WHAT YOU HAVE TO DO
Give the data below again exactly as written, without its pictures.
_ _ _
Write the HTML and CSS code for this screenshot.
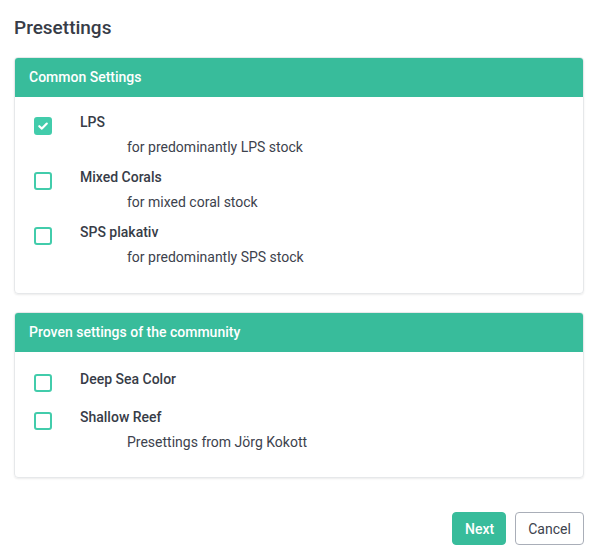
FILE: index.html
```html
<!DOCTYPE html>
<html>
<head>
<meta charset="utf-8">
<link rel="stylesheet" href="styles.css">
</head>
<body>
<div class="page">
  <h1 class="title">Presettings</h1>

  <section class="card">
    <div class="card-header">Common Settings</div>
    <div class="card-body">
      <div class="option">
        <span class="check checked">
          <svg viewBox="0 0 12 12" width="12" height="12"><path d="M2.3 6.2 L4.9 8.6 L9.8 3.6" fill="none" stroke="#fff" stroke-width="2.2" stroke-linecap="round" stroke-linejoin="round"/></svg>
        </span>
        <div class="text">
          <div class="label">LPS</div>
          <div class="desc">for predominantly LPS stock</div>
        </div>
      </div>
      <div class="option">
        <span class="check"></span>
        <div class="text">
          <div class="label">Mixed Corals</div>
          <div class="desc">for mixed coral stock</div>
        </div>
      </div>
      <div class="option">
        <span class="check"></span>
        <div class="text">
          <div class="label">SPS plakativ</div>
          <div class="desc">for predominantly SPS stock</div>
        </div>
      </div>
    </div>
  </section>

  <section class="card">
    <div class="card-header">Proven settings of the community</div>
    <div class="card-body card-body-2">
      <div class="option short">
        <span class="check"></span>
        <div class="text">
          <div class="label">Deep Sea Color</div>
        </div>
      </div>
      <div class="option">
        <span class="check"></span>
        <div class="text">
          <div class="label">Shallow Reef</div>
          <div class="desc">Presettings from Jörg Kokott</div>
        </div>
      </div>
    </div>
  </section>

  <div class="actions">
    <button class="btn btn-primary">Next</button>
    <button class="btn btn-outline">Cancel</button>
  </div>
</div>
</body>
</html>
```

FILE: styles.css
```css
* { box-sizing: border-box; }
html, body { margin: 0; padding: 0; background: #fff; }
body {
  font-family: Roboto, "Liberation Sans", Arial, sans-serif;
  color: #3d424d;
  font-size: 14px;
}
.page {
  padding: 16px 14px 0 14px;
}
.title {
  margin: 0 0 17px 0;
  font-size: 19px;
  line-height: 24px;
  font-weight: 500;
  color: #373c47;
}
.card {
  border: 1px solid #e6e8ea;
  border-radius: 4px;
  box-shadow: 0 1px 2px rgba(0,0,0,0.08);
  margin-bottom: 18px;
  overflow: hidden;
}
.card-header {
  background: #38bc9b;
  color: #fff;
  height: 40px;
  line-height: 40px;
  font-weight: 500;
  font-size: 14px;
  margin: -1px -1px 0 -1px;
  padding-left: 15px;
}
.card-body {
  padding: 15px 15px 26px 19px;
}
.card-body-2 {
  padding-top: 17px;
  padding-bottom: 25px;
}
.option {
  display: flex;
  align-items: flex-start;
  margin-bottom: 10px;
}
.option:last-child { margin-bottom: 0; }
.option.short { margin-bottom: 15px; }
.check {
  width: 18px;
  height: 18px;
  flex: 0 0 18px;
  border: 2px solid #42ccab;
  border-radius: 3px;
  margin-top: 5px;
  display: flex;
  align-items: center;
  justify-content: center;
}
.check.checked {
  background: #42ccab;
}
.text {
  margin-left: 28px;
}
.label {
  line-height: 20px;
  font-weight: 500;
  color: #373c47;
}
.desc {
  margin-top: 5px;
  margin-left: 47px;
  line-height: 20px;
  color: #3d424d;
}
.actions {
  display: flex;
  justify-content: flex-end;
  gap: 9px;
  margin-top: 34px;
}
.btn {
  font-family: Roboto, "Liberation Sans", Arial, sans-serif;
  font-size: 14px;
  height: 33px;
  border-radius: 4px;
  padding: 0 12px;
  cursor: pointer;
}
.btn-primary {
  background: #38bc9b;
  border: 1px solid #38bc9b;
  color: #fff;
  font-weight: 500;
  width: 54px;
}
.btn-outline {
  background: #fff;
  border: 1px solid #a9aeb8;
  color: #3d424d;
  width: 69px;
}
```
_ _ _
COMPLETE ANSWER
Write the HTML and CSS code for this screenshot.
FILE: index.html
```html
<!DOCTYPE html>
<html>
<head>
<meta charset="utf-8">
<link rel="stylesheet" href="styles.css">
</head>
<body>
<div class="page">
  <h1 class="title">Presettings</h1>

  <section class="card">
    <div class="card-header">Common Settings</div>
    <div class="card-body">
      <div class="option">
        <span class="check checked">
          <svg viewBox="0 0 12 12" width="12" height="12"><path d="M2.3 6.2 L4.9 8.6 L9.8 3.6" fill="none" stroke="#fff" stroke-width="2.2" stroke-linecap="round" stroke-linejoin="round"/></svg>
        </span>
        <div class="text">
          <div class="label">LPS</div>
          <div class="desc">for predominantly LPS stock</div>
        </div>
      </div>
      <div class="option">
        <span class="check"></span>
        <div class="text">
          <div class="label">Mixed Corals</div>
          <div class="desc">for mixed coral stock</div>
        </div>
      </div>
      <div class="option">
        <span class="check"></span>
        <div class="text">
          <div class="label">SPS plakativ</div>
          <div class="desc">for predominantly SPS stock</div>
        </div>
      </div>
    </div>
  </section>

  <section class="card">
    <div class="card-header">Proven settings of the community</div>
    <div class="card-body card-body-2">
      <div class="option short">
        <span class="check"></span>
        <div class="text">
          <div class="label">Deep Sea Color</div>
        </div>
      </div>
      <div class="option">
        <span class="check"></span>
        <div class="text">
          <div class="label">Shallow Reef</div>
          <div class="desc">Presettings from Jörg Kokott</div>
        </div>
      </div>
    </div>
  </section>

  <div class="actions">
    <button class="btn btn-primary">Next</button>
    <button class="btn btn-outline">Cancel</button>
  </div>
</div>
</body>
</html>
```

FILE: styles.css
```css
* { box-sizing: border-box; }
html, body { margin: 0; padding: 0; background: #fff; }
body {
  font-family: Roboto, "Liberation Sans", Arial, sans-serif;
  color: #3d424d;
  font-size: 14px;
}
.page {
  padding: 16px 14px 0 14px;
}
.title {
  margin: 0 0 17px 0;
  font-size: 19px;
  line-height: 24px;
  font-weight: 500;
  color: #373c47;
}
.card {
  border: 1px solid #e6e8ea;
  border-radius: 4px;
  box-shadow: 0 1px 2px rgba(0,0,0,0.08);
  margin-bottom: 18px;
  overflow: hidden;
}
.card-header {
  background: #38bc9b;
  color: #fff;
  height: 40px;
  line-height: 40px;
  font-weight: 500;
  font-size: 14px;
  margin: -1px -1px 0 -1px;
  padding-left: 15px;
}
.card-body {
  padding: 15px 15px 26px 19px;
}
.card-body-2 {
  padding-top: 17px;
  padding-bottom: 25px;
}
.option {
  display: flex;
  align-items: flex-start;
  margin-bottom: 10px;
}
.option:last-child { margin-bottom: 0; }
.option.short { margin-bottom: 15px; }
.check {
  width: 18px;
  height: 18px;
  flex: 0 0 18px;
  border: 2px solid #42ccab;
  border-radius: 3px;
  margin-top: 5px;
  display: flex;
  align-items: center;
  justify-content: center;
}
.check.checked {
  background: #42ccab;
}
.text {
  margin-left: 28px;
}
.label {
  line-height: 20px;
  font-weight: 500;
  color: #373c47;
}
.desc {
  margin-top: 5px;
  margin-left: 47px;
  line-height: 20px;
  color: #3d424d;
}
.actions {
  display: flex;
  justify-content: flex-end;
  gap: 9px;
  margin-top: 34px;
}
.btn {
  font-family: Roboto, "Liberation Sans", Arial, sans-serif;
  font-size: 14px;
  height: 33px;
  border-radius: 4px;
  padding: 0 12px;
  cursor: pointer;
}
.btn-primary {
  background: #38bc9b;
  border: 1px solid #38bc9b;
  color: #fff;
  font-weight: 500;
  width: 54px;
}
.btn-outline {
  background: #fff;
  border: 1px solid #a9aeb8;
  color: #3d424d;
  width: 69px;
}
```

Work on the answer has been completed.